The Dolphin Force command centre is headed by the Superintendent of Police (SP) and is divided among several cities including Saggian Bridge, Iqbal Town, Harbanspura, Chung, Civil Lines and Model Town, each with 50 motorcycles.

The headquarters of the Dolphin Force is located on Walton Road in Lahore.

The force consists of 1,800 constables, 60 assistant sub-inspectors (ASIs), 15 sub-inspectors (SIs), 4 Deputy Superintendents of Police (DSPs), and a superintendent of police (SP), who work in three shifts with 300 motorcycles. The equipment used by the Dolphin Force includes 300 500cc Honda motorcycles, 10 minibuses for field support, 600 helmets, 600 camera-body cams, 200 GPS locators, and 300 wireless radios.
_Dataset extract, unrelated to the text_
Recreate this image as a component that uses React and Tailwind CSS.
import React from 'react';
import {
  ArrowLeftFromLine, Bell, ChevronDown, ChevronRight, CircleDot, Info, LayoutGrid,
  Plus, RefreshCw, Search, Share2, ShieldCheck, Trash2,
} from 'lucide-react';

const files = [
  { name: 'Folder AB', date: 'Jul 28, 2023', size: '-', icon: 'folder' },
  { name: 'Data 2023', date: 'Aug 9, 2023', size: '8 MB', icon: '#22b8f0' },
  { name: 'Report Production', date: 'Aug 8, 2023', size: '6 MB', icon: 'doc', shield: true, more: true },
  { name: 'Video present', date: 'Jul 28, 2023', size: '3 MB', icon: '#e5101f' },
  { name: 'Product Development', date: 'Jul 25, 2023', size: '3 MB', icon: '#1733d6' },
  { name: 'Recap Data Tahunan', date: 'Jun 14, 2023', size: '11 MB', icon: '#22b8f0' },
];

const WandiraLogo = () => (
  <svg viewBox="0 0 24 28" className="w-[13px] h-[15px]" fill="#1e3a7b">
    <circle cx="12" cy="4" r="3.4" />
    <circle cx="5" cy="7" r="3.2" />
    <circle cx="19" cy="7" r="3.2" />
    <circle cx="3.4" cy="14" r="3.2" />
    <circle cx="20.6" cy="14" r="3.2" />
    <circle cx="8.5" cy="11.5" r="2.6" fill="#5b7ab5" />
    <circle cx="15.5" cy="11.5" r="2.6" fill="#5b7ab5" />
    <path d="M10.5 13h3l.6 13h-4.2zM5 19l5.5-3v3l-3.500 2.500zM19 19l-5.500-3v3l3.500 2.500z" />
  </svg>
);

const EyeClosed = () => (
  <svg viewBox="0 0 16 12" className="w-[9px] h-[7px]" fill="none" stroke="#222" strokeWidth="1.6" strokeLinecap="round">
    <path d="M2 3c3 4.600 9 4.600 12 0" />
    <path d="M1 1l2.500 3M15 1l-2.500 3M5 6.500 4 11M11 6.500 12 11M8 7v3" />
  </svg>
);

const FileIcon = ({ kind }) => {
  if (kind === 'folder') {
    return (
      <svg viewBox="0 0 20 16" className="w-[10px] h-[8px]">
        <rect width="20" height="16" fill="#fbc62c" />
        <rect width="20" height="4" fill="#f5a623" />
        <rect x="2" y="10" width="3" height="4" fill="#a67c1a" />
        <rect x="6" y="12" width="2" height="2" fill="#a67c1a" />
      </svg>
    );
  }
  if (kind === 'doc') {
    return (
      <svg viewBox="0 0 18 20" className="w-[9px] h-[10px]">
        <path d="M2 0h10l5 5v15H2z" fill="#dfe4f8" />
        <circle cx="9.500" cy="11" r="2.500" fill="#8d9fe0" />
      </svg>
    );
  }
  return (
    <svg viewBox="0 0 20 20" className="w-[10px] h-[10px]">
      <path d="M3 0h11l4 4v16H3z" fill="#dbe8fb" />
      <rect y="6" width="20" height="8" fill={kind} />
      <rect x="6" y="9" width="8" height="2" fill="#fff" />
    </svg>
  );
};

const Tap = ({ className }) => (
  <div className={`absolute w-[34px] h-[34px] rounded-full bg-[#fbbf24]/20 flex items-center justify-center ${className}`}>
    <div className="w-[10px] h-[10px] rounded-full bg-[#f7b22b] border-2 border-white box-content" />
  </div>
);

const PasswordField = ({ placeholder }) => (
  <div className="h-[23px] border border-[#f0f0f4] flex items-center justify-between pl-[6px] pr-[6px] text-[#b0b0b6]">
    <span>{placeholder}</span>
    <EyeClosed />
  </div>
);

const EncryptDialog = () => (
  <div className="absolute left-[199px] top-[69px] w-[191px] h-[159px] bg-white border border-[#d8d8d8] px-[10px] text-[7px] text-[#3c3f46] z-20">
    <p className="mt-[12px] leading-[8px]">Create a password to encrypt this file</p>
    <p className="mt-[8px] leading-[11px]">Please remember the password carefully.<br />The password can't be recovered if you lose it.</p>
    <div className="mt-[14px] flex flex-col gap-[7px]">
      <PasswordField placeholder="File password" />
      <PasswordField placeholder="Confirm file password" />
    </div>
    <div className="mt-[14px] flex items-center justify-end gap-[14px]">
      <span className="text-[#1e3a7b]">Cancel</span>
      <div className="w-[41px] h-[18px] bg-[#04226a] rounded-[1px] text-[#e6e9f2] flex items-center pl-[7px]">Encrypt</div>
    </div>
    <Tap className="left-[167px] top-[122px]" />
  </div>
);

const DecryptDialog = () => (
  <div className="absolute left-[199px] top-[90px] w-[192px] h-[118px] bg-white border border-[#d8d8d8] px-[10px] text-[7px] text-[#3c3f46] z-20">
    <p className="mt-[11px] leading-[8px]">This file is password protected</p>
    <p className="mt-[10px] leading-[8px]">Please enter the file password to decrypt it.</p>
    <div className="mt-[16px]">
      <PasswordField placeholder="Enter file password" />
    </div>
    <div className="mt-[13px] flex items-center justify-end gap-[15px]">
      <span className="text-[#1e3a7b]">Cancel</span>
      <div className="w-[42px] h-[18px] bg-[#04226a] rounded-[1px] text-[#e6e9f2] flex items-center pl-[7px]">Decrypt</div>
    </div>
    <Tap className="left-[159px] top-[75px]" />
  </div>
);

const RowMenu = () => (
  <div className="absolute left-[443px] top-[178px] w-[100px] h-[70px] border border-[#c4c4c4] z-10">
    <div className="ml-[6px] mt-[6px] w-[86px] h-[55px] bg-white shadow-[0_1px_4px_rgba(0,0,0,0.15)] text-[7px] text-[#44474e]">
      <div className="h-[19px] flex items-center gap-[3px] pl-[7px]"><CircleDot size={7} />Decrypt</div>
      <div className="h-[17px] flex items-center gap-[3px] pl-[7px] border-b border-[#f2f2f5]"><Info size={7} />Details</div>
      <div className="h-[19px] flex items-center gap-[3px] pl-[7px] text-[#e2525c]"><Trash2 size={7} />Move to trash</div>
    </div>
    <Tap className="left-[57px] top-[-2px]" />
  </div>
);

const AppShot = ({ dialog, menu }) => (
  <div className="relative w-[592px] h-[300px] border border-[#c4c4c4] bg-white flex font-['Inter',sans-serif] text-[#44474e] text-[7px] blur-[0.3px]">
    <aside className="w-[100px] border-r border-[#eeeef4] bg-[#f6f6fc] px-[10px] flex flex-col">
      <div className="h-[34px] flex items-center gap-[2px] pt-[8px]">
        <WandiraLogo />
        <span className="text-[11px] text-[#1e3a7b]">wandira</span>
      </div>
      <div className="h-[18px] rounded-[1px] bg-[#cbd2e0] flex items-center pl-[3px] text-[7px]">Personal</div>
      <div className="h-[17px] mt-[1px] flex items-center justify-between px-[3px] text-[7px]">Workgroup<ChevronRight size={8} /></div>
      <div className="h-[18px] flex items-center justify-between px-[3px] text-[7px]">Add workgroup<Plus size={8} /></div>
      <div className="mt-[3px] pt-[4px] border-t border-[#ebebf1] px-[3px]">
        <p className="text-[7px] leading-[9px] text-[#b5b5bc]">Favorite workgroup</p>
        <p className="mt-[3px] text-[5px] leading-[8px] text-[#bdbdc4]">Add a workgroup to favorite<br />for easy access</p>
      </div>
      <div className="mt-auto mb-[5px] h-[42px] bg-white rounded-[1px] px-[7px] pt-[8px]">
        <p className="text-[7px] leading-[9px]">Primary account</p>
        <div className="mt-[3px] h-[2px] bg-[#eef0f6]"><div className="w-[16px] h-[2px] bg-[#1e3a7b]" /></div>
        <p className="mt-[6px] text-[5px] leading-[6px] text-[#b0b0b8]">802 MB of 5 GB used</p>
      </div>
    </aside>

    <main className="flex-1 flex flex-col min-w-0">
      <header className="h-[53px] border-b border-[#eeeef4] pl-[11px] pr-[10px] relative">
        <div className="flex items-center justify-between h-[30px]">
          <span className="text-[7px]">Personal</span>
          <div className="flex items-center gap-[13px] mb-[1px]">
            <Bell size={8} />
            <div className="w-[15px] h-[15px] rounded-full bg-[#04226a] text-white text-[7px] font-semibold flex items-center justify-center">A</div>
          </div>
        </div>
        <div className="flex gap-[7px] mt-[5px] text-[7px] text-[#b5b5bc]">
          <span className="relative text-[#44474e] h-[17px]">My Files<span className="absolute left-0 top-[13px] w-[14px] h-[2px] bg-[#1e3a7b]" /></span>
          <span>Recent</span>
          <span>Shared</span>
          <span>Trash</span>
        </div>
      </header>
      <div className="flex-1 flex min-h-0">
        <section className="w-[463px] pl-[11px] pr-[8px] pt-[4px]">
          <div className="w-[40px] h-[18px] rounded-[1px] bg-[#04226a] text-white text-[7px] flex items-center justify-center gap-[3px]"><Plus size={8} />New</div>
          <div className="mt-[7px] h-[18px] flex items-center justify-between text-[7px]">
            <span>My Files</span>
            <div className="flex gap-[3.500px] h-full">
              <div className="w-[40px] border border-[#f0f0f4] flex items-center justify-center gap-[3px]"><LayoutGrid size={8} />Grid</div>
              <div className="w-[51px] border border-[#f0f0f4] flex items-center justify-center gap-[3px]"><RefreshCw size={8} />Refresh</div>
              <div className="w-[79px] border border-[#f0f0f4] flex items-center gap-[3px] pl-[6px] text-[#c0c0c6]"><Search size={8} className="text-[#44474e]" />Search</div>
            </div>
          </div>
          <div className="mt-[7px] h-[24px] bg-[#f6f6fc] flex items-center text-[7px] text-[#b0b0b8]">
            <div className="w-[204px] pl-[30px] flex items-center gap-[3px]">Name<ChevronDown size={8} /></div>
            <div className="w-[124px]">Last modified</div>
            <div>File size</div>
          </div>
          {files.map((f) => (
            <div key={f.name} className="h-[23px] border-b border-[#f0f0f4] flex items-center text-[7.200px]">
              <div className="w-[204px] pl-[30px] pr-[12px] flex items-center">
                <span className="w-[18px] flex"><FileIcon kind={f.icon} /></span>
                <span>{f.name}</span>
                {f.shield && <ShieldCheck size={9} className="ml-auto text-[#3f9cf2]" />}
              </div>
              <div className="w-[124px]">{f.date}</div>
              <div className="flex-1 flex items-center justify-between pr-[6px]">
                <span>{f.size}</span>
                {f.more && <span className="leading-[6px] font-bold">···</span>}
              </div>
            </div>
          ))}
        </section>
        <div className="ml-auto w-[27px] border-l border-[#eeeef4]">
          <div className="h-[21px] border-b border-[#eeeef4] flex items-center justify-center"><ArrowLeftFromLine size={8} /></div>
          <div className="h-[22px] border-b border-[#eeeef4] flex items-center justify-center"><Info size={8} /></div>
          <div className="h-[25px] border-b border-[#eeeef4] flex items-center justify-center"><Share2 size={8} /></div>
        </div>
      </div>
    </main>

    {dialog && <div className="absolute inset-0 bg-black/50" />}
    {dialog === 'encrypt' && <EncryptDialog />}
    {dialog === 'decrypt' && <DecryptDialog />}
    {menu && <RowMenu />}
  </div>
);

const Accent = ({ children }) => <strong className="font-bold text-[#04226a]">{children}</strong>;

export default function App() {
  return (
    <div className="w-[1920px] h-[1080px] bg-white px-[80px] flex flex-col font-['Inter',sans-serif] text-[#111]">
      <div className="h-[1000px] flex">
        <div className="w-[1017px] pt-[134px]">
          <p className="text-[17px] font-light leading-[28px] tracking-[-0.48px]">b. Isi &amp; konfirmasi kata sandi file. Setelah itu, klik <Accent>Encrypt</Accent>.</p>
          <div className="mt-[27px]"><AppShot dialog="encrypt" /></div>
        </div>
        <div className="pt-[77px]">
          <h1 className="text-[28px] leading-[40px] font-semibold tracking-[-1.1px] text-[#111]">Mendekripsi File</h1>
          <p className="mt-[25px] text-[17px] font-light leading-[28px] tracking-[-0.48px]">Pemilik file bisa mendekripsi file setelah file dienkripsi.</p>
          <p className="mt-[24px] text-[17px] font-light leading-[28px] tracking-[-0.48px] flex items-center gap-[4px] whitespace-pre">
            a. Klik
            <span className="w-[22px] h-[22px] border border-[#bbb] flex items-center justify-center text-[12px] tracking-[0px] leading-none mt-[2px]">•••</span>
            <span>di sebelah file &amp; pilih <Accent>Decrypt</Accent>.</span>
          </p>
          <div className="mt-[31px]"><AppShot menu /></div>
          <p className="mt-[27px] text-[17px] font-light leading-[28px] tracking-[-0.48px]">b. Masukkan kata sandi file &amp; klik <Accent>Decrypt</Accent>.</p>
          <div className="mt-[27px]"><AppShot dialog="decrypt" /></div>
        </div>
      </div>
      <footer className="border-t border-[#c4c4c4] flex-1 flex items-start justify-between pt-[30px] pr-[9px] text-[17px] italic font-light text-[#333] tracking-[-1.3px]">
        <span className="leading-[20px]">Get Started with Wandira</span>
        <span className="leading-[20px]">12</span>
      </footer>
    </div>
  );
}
Dolphin patrol officials are required to wear a special uniform.

Every motorcycle is operated by two police officers equipped with a wireless radio, firearm, handcuffs, GPS tracking device, camera and a special uniform in black with contrasting red and white colours.

A team of 25 police officers, led by an SP, travelled to Türkiye on 1 March 2015 for a two-month training program. Upon their return, they are to train 1,200 constables and other members of the force who have been selected for Dolphin Force.

== Criticism and controversies ==

Dolphin Force has been criticised for its mismanagement and lack of effectiveness. Despite spending one billion on the project, the force has been called a "white elephant" for the Punjab government. Instead of investing in fundamental police reforms and providing infrastructure and resources to existing organizations, a new force was created.

Several issues have been identified, such as each officer being given only one uniform to wear every day without the opportunity to change. The 50,000 rupee per piece parachute apparel was unsuitable for the warm climate in Lahore and had to be replaced with cotton uniforms, resulting in a significant waste of public funds.

Additionally, the heavy bikes purchased for one million rupees each had no spare parts and as maintenance staff had no experience with such vehicles, minor faults led to the bikes being taken out of service without replacements. Expensive helmets with Bluetooth technology were not fully utilised, as the Bluetooth was never integrated into the central communication network. Furthermore, constables with salaries as low as 22,000 rupees have been found taking bribes and providing safe passage to drug dealers.

=== Street crime rate in Lahore ===
Despite spending billions on the project and its high operational cost, the crime rate in Lahore rose in early 2016 and continued to increase throughout the year, with a 13.37% increase in July 2017.